After half an hour or so, having exhausted our extensive repertoire of hilarious anecdotes on the subject of misogynistic mutilation, and with little to offer by way of medical assistance, we took our leave of Clapham’s finest and set off cheerfully into the night because life, as has been well documented elsewhere, goes on, and as we drove away from that scene of uncommon carnage we found ourselves becoming suffused gradually with a rare and tremendous excitement which flowed warmly through artery and vein, invigorating and replenishing each and every grateful cell, then outwards and beyond like a rampant contagion it spread when we arrived at the ambulance station and broke the news that Clapham Jack apparently had come out of retirement and was once again up to his old tricks on our patch, and it was exactly the sort of thing to engender some interest, stir us from lethargy and raise our flagging spirits from the seasonal despondency afflicting each and every one of us.

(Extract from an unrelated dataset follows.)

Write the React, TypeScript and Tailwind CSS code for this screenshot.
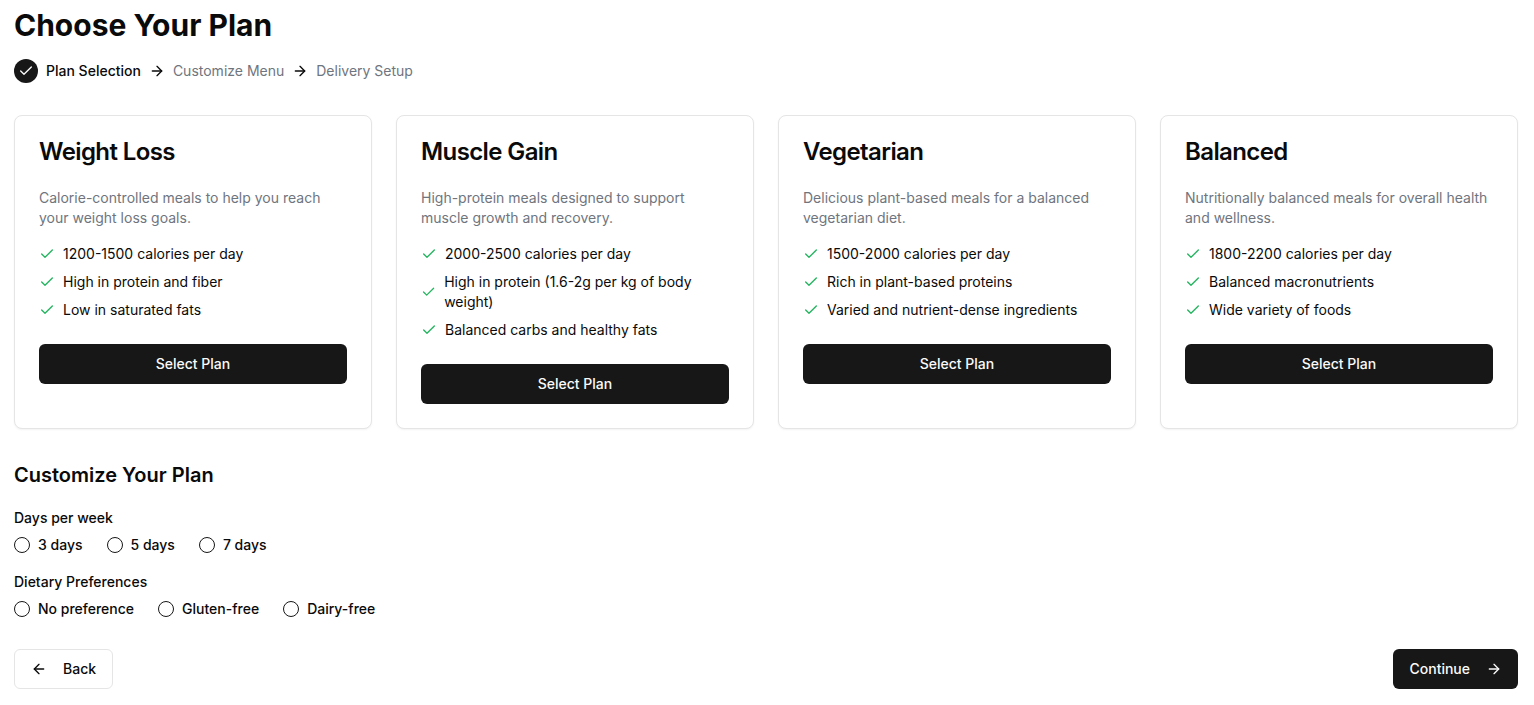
import { ArrowLeft, ArrowRight, Check } from "lucide-react";

const plans = [
  {
    name: "Weight Loss",
    description: "Calorie-controlled meals to help you reach your weight loss goals.",
    features: ["1200-1500 calories per day", "High in protein and fiber", "Low in saturated fats"],
  },
  {
    name: "Muscle Gain",
    description: "High-protein meals designed to support muscle growth and recovery.",
    features: [
      "2000-2500 calories per day",
      "High in protein (1.6-2g per kg of body weight)",
      "Balanced carbs and healthy fats",
    ],
  },
  {
    name: "Vegetarian",
    description: "Delicious plant-based meals for a balanced vegetarian diet.",
    features: [
      "1500-2000 calories per day",
      "Rich in plant-based proteins",
      "Varied and nutrient-dense ingredients",
    ],
  },
  {
    name: "Balanced",
    description: "Nutritionally balanced meals for overall health and wellness.",
    features: ["1800-2200 calories per day", "Balanced macronutrients", "Wide variety of foods"],
  },
];

function PlanCard({ plan }: { plan: (typeof plans)[number] }) {
  return (
    <div className="rounded-lg border border-[#e5e5e5] bg-white p-6 shadow-[0_1px_2px_0_rgba(0,0,0,0.05)]">
      <h3 className="mb-6 text-2xl leading-none font-semibold tracking-tight">{plan.name}</h3>
      <p className="mb-4 text-sm text-[#6f757e]">{plan.description}</p>
      <ul className="space-y-2 text-sm">
        {plan.features.map((feature) => (
          <li key={feature} className="flex items-center">
            <Check className="mr-2 size-4 text-[#22b55e]" />
            <span>{feature}</span>
          </li>
        ))}
      </ul>
      <button className="mt-6 h-10 w-full rounded-md bg-[#171717] text-sm font-medium text-[#fafafa]">Select Plan</button>
    </div>
  );
}

function RadioRow({ title, options }: { title: string; options: string[] }) {
  return (
    <div>
      <div className="mb-2 leading-6">
        <span className="text-sm font-medium">{title}</span>
      </div>
      <div className="flex gap-6">
        {options.map((option) => (
          <div key={option} className="flex h-4 items-center gap-2">
            <button className="size-4 rounded-full border border-[#171717]" />
            <span className="text-sm leading-none font-medium">{option}</span>
          </div>
        ))}
      </div>
    </div>
  );
}

export default function App() {
  return (
    <div className="min-h-[705px] bg-white pt-[7px] pr-4 pl-[14px] font-[Inter,sans-serif] text-[#0a0a0a]">
      <h1 className="mb-4 text-3xl font-bold">Choose Your Plan</h1>
      <div className="mb-8 flex h-6 items-center gap-2 text-sm">
        <div className="flex size-6 items-center justify-center rounded-full bg-[#171717] text-[#fafafa]">
          <Check className="size-4" />
        </div>
        <span className="font-medium">Plan Selection</span>
        <ArrowRight className="size-4" />
        <span className="text-[#6f757e]">Customize Menu</span>
        <ArrowRight className="size-4" />
        <span className="text-[#6f757e]">Delivery Setup</span>
      </div>
      <div className="mb-8 grid grid-cols-4 gap-6">
        {plans.map((plan) => (
          <PlanCard key={plan.name} plan={plan} />
        ))}
      </div>
      <h2 className="mb-4 text-xl font-semibold">Customize Your Plan</h2>
      <div className="mb-8 space-y-4">
        <RadioRow title="Days per week" options={["3 days", "5 days", "7 days"]} />
        <RadioRow title="Dietary Preferences" options={["No preference", "Gluten-free", "Dairy-free"]} />
      </div>
      <div className="flex justify-between">
        <button className="flex h-10 items-center gap-4 rounded-md border border-[#e5e5e5] px-4 text-sm font-medium">
          <ArrowLeft className="size-4" />
          Back
        </button>
        <button className="flex h-10 items-center gap-4 rounded-md bg-[#171717] px-4 text-sm font-medium text-[#fafafa]">
          Continue
          <ArrowRight className="size-4" />
        </button>
      </div>
    </div>
  );
}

Students of local history and aficionados of the genre will recall that ‘Clapham Jack’ was the rather predictable soubriquet bestowed by the lower echelons of the printed media upon the anonymous rascal who perpetrated his particular brand of mischief a few years back, and whose exploits were followed with particular interest by the men of the Clapham Ambulance on account of all his victims having been nurses from St. Bernard’s hospital who also pursued part-time careers in the world’s oldest profession, and all of whom were consequently very well acquainted with most of the local ambulancemen in one capacity or another.

At the end of the shift, beset by an almost unbearable tension which threatened to rend his mind asunder, he buttoned his overcoat against the cold and struck out on foot across the common through an ever thickening mist towards the red-light district in the Old Town. Softly, and perhaps unconsciously, he hummed a snatch of Schubert as he walked quickly and confidently along the familiar path, looking neither right nor left, his Old Testament features ploughing a relentless furrow through the fog, his eyes bright and purposeful, moving onward with a determined and single-minded haste, for the hour was getting late and there was much work yet to be done.

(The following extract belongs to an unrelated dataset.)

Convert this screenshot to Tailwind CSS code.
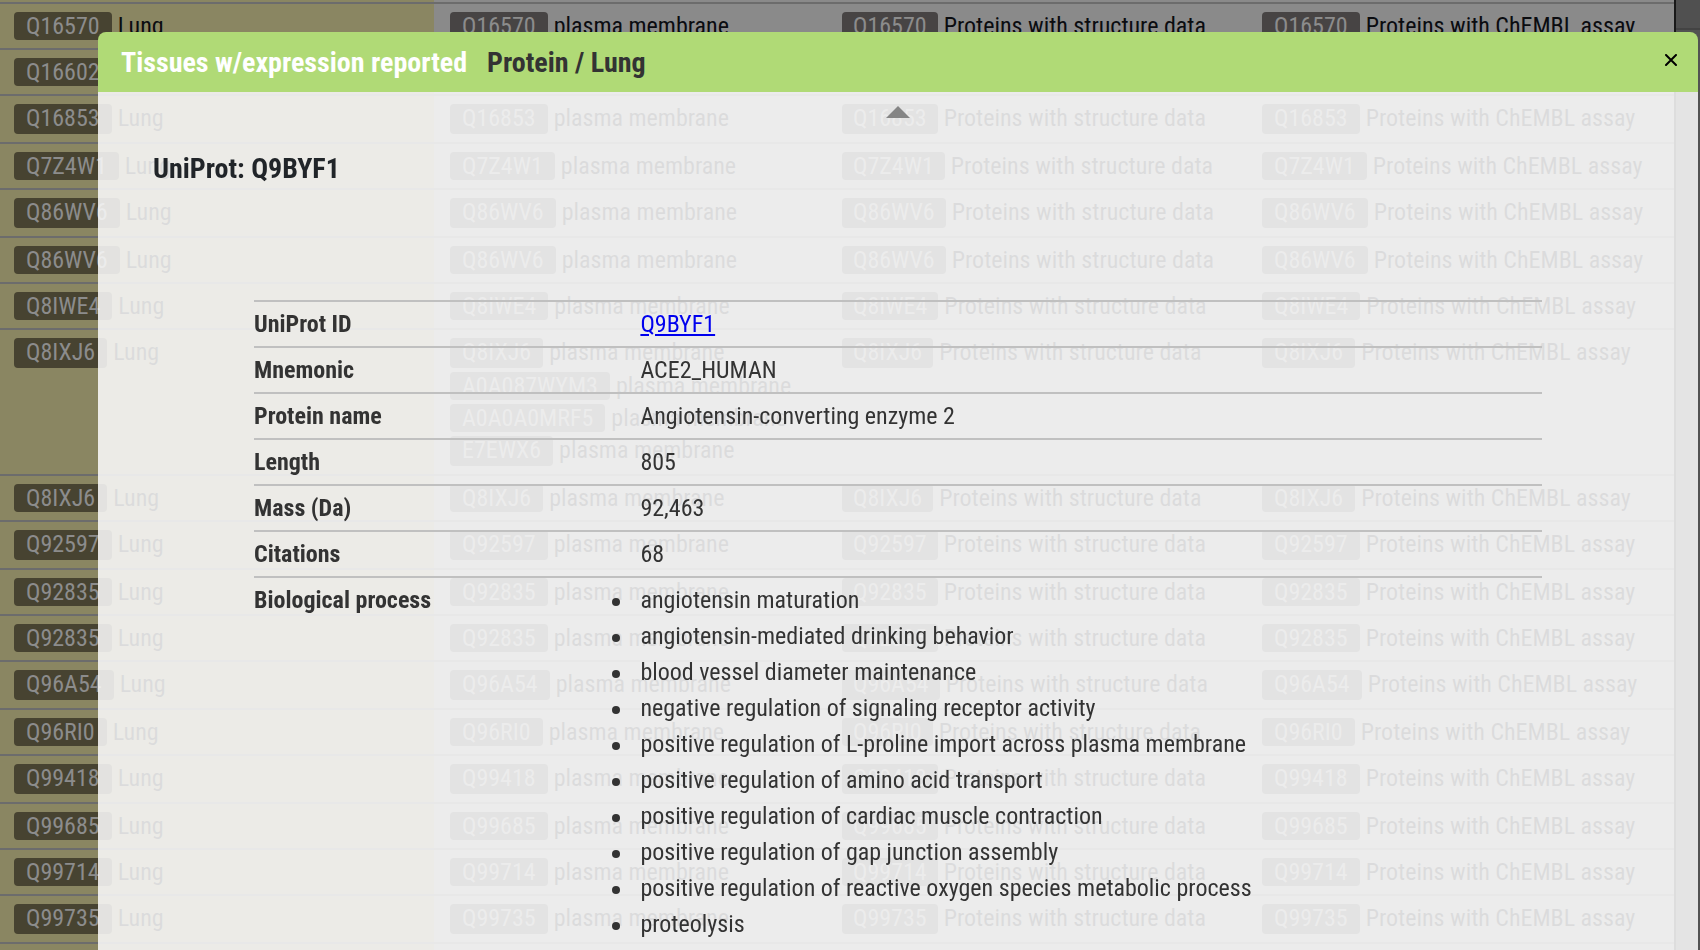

He reached the corner of Eddowes Lane and turned smartly into the cobbled alleyway which runs between the high brick wall of Hegel’s handbag factory and the railings of Wandle's brewery, and through the mist he discerned the form of a bare-legged young jezebel in a tiny skirt standing provocatively in the yellow haze of a street light, her hands on her hips, her smooth belly immodestly exposed, her ample chest thrust sinfully forward, and as he approached he recognised her as Molly McMannequin, a staff nurse from Whippet Ward, and his throat became dry and he felt his mouth tighten involuntarily, his fists clenching and unclenching in his pockets as he strode towards her.

She heard his footsteps and turned, inhaling the familiar and distinctive aroma of his tobacco as their eyes met across the misty silence; but there was something different about him today. Something she — it was as though he looked at her with someone else's eyes, the eyes of a stranger, burning and biblical, the eyes of fanaticism, of madness. She tried to force her lips into a smile of appeasement but she knew it was twisted and false. Something was terribly, terribly wrong here and she had a premonition of startling clarity that something very, very bad was about to happen.

She looked down at his hands and tried to run but her legs refused to move. She opened her mouth to scream too late as she felt something go around her neck, tightening, tightening, so tight she felt her eyes would burst, and as the world faded to darkness her last thought was that it was the same necktie he had proudly shown her on the ward only last week when it had been awarded to him by a grateful employer for thirty years' loyal service, and which bore embroidered upon it the royal crest of the Clapham Ambulance.